Since I (and my work partner) purchased the exams prior to April 8th, we will still receive the “old” Google Certified Educator certification. PLUS, and this is a big one, we’ll get 180 days to complete our exams, rather than the standard 90 days, to compensate for the exams being out of circulation from April 8 – June 28. This occurs if you started your exams prior to June 28th, which we did – on June 25th. So, if all goes well, my partner and I will be Google Certified Educators (old school style) by Christmas 2015.
Thank you for your inquiry. The shopping cart is closed until June 28th. You will have to wait until this time to purchase the needed exams. If you begin your exams between April 1st and June 28th, you will have 180 days to complete the full set (extended from 90 days to account for the time the exams are unavailable). So, if you already have the exams on your account, you will be able to take them and complete them and become certified as there is no reason to wait to complete them.
In regards to test access. Once you access/start a test it must be completed within 48 hours. Please let me know if I can be of further assistance.
The above quote was an email I received from Client Support at Google in response to my question about 90 days versus 180 days to complete my exams.
This brings me to the main content and intention of this post!
We wanted to start our Google certification big, and one way to do that is to start with Gmail. Gmail is notoriously the “hardest” exam of all. I think this is because most people typically use Gmail as their email provider, so they assume it will be easy. Trust me when I say it’s not that simple. While my partner and I passed our exams, it is because we helped each other out and took them one after the other all in one morning, so that we remained in the “zone”. This is the strategy I recommend most to everyone out there – work with a partner or group of people. Help each other out. It’s the Google way. Collaborate on answers. This was immensely helpful.
Our Gmail exam strategy:
- 2 people who have used Gmail since its BETA days
- 4 monitors, all using the Chrome browser – my partner may have been using Firefox (1 monitor was dedicated entirely to the exam, because it takes over your screen when you start, the other 3 a cross between the following sites: Advanced Gmail Lessons, Gmail Help, and Gmail itself)
- CTRL-F if using a PC, or CMD-F if using a Mac (otherwise known as “lurch for the search” – press these keys and an omnibox appears in the top RH corner of your screen so you can quickly type in a question)
- Office chairs on wheels (we were like Cirque du Soleil at various high-intensity points during the exams)
- Diet Pepsi (this kept us going for exam morning)
It’s not an exact science, but it worked for both of us on the first try!
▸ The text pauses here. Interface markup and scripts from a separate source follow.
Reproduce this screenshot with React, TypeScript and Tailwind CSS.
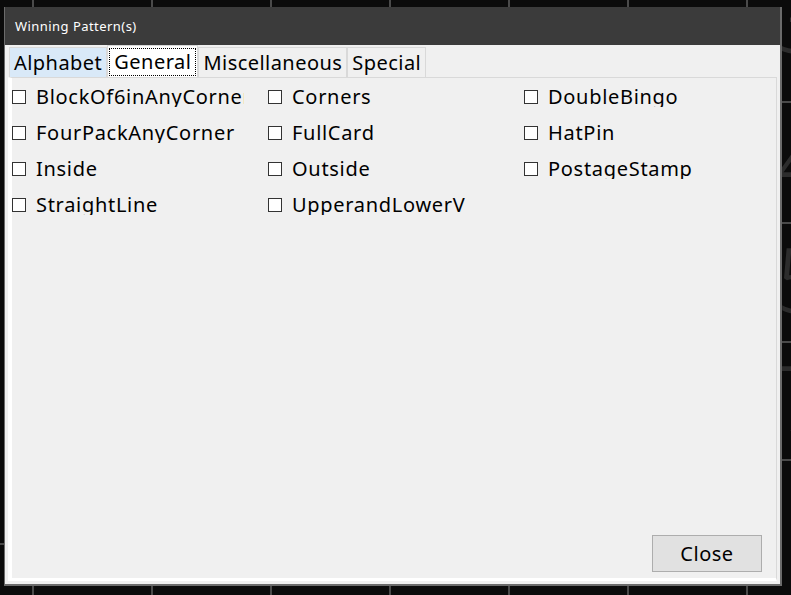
import React from 'react';

const columns: string[][] = [
    ['BlockOf6inAnyCorner', 'FourPackAnyCorner', 'Inside', 'StraightLine'],
    ['Corners', 'FullCard', 'Outside', 'UpperandLowerV'],
    ['DoubleBingo', 'HatPin', 'PostageStamp'],
];

const tabs = ['Alphabet', 'General', 'Miscellaneous', 'Special'];

const vLines = [32, 151, 270, 389, 508, 627, 746];
const hLinesRight = [101, 222, 341, 459];
const digits = [
    { d: '3', y: -22 },
    { d: '4', y: 118 },
    { d: '5', y: 238 },
    { d: '7', y: 356 },
];

function Pattern({ label }: { label: string }) {
    return (
        <label className="flex items-center h-[36px] w-[256px] overflow-hidden whitespace-nowrap">
            <span className="w-[14px] h-[14px] border border-[#333] bg-white shrink-0" />
            <span className="ml-[10px] text-[20px] tracking-[0.7px] text-black leading-none w-[208px] overflow-hidden">
                {label}
            </span>
        </label>
    );
}

export default function App() {
    return (
        <div
            className="relative w-[791px] h-[595px] bg-[#0b0b0b] overflow-hidden"
            style={{ fontFamily: '"Noto Sans", "Open Sans", sans-serif' }}
        >
            {/* board behind the dialog */}
            {vLines.map((x) => (
                <div key={x} className="absolute top-0 bottom-0 w-[2px] bg-[#4a4a4a]" style={{ left: x }} />
            ))}
            {hLinesRight.map((y) => (
                <div key={y} className="absolute left-[700px] right-0 h-[2px] bg-[#4a4a4a]" style={{ top: y }} />
            ))}
            <div className="absolute left-0 w-[40px] h-[2px] bg-[#4a4a4a] top-[543px]" />
            {digits.map(({ d, y }) => (
                <div
                    key={d}
                    className="absolute left-[776px] h-[80px] text-[90px] leading-[80px] text-[#2c2c2c] font-light"
                    style={{ top: y }}
                >
                    {d}
                </div>
            ))}

            {/* dialog window */}
            <div className="absolute left-[4px] top-[7px] w-[778px] h-[579px] flex flex-col bg-[#f0f0f0] border-r-2 border-b-2 border-l border-[#6b6b6b]">
                <div className="h-[38px] bg-[#3b3b3b] flex items-center pl-[10px] pt-[2px] text-[13px] tracking-[0.45px] text-white shrink-0">
                    Winning Pattern(s)
                </div>
                <div className="flex-1 flex flex-col px-[3px] pb-[3px] bg-[#f0f0f0]">
                    <div className="flex items-end h-[32px] pl-[1px]">
                        {tabs.map((t) =>
                            t === 'General' ? (
                                <div
                                    key={t}
                                    className="h-[32px] px-[1px] pt-[2px] pb-[1px] bg-white border border-b-0 border-[#d9d9d9] flex"
                                >
                                    <span className="flex-1 px-[4px] border border-dotted border-black text-[20px] tracking-[0.5px] leading-[26px] text-black">
                                        {t}
                                    </span>
                                </div>
                            ) : (
                                <div
                                    key={t}
                                    className={`h-[30px] px-[4px] border border-b-0 border-[#d9d9d9] text-[20px] tracking-[0.45px] leading-[30px] text-black ${
                                        t === 'Alphabet' ? 'bg-[#d9e9f8]' : 'bg-[#f0f0f0]'
                                    }`}
                                >
                                    {t}
                                </div>
                            )
                        )}
                    </div>
                    <div className="flex-1 flex flex-col border border-[#d9d9d9] border-l-white border-b-white border-l-4 border-b-[3px] bg-[#f0f0f0] pt-[1px]">
                        <div className="flex">
                            {columns.map((col, i) => (
                                <div key={i} className="flex flex-col">
                                    {col.map((p) => (
                                        <Pattern key={p} label={p} />
                                    ))}
                                </div>
                            ))}
                        </div>
                        <div className="flex-1" />
                        <div className="flex justify-end pr-[14px] pb-[6px]">
                            <button className="w-[110px] h-[37px] bg-[#e1e1e1] border border-[#adadad] text-[20px] tracking-[0.5px] text-black">
                                Close
                            </button>
                        </div>
                    </div>
                </div>
            </div>
        </div>
    );
}
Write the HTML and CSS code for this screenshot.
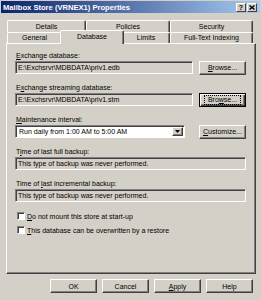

We studied the Advanced Lessons in Gmail beforehand (see link above in bullet point 2), but we have also played around with many of Gmail’s features that the typical user may not use on a daily basis. Part of our jobs is to troubleshoot and help educators with Google apps, so we are already in this mindset. During the exam, we also had both our personal and Google Apps for Education Gmail pages open so that we could test out different scenarios/questions to prove our answers right, and this proved to be very helpful as well. I’d recommend that you do this too, if you can spare the monitor space! You can also do split screen, although some may find that too crowded. It’s really a personal preference.
What do you see when you start your Google exam?
It will indicate the exams you have chosen, and remind you that you have 48 hours from the point where you open/start your exam in order to complete your exam.
This is the screen you see prior to starting your exam – read the instructions carefully and take deep, calming breaths! This “Key Features” screen informs you that you can go back and review questions by “marking” them (clicking on the box at the bottom RH corner so that a checkmark appears). It keeps track of the questions you have marked to Review, and then you can go back without stressing out about which ones you weren’t sure about in order to look into those questions further. As well, there is an option where you can “strike-through” the incorrect choices in the multiple choice questions. This is a great visual.
What kinds of questions?
While the questions will differ from exam to exam, I found that there were a lot of questions geared toward Advanced Search options in Gmail, mobile applications, labels and some scenario and Admin-type questions. This could, of course, differ from the content of your exam, but this was my experience. We found that we had enough time after the exam to review all of our questions, and I even went through each and every screen and took a picture of each question with my iPhone. When you submit your exam, it will only tell you if you Pass or Fail, along with your percentage (must be 80 or better) – it will not indicate which questions you had incorrectly answered. Should you fail an exam, you will have to re-take the exam and pay the fee again. You must wait 7 days before re-taking the exam.
The NEW Google EDU Training Center: 4 NEW Certifications
If you purchase your exams after June 28, 2015, you will be dealing with Google’s new EDU Training Center. The way the exams are set up are a bit different from the previous certification. Before June 28th, Google’s Certification EDU exams had 3 options: Google Certified Educator (this is the path I am on currently), Google Certified Trainer, and Google Certified Teacher. Now, there are 2 levels of Google Certified Educator (Level 1 is your Fundamental level, whereas Level 2 is your Advanced level – similar to the Basic and Advanced levels in the previous Google Certified Educator exams). The Level 1 exam costs $10 USD, and Level 2 costs $25 USD.
When you visit the Google for Education Training Center, you can Sign In to your Google account, so that you can track your progress while you are studying for your certification. Once you are signed in, you will see the word “Progress” along your LH-sidebar, and beside each Unit you will see the number of minutes and lessons you are to complete, along with a progress bar underneath.
When you pass all of your exams, your certification is good for 18 months. To keep your knowledge fresh, you are required to re-take your Google Certified Educator exams every 18 months.
What were your experiences taking the Google EDU exams? What strategies worked for you?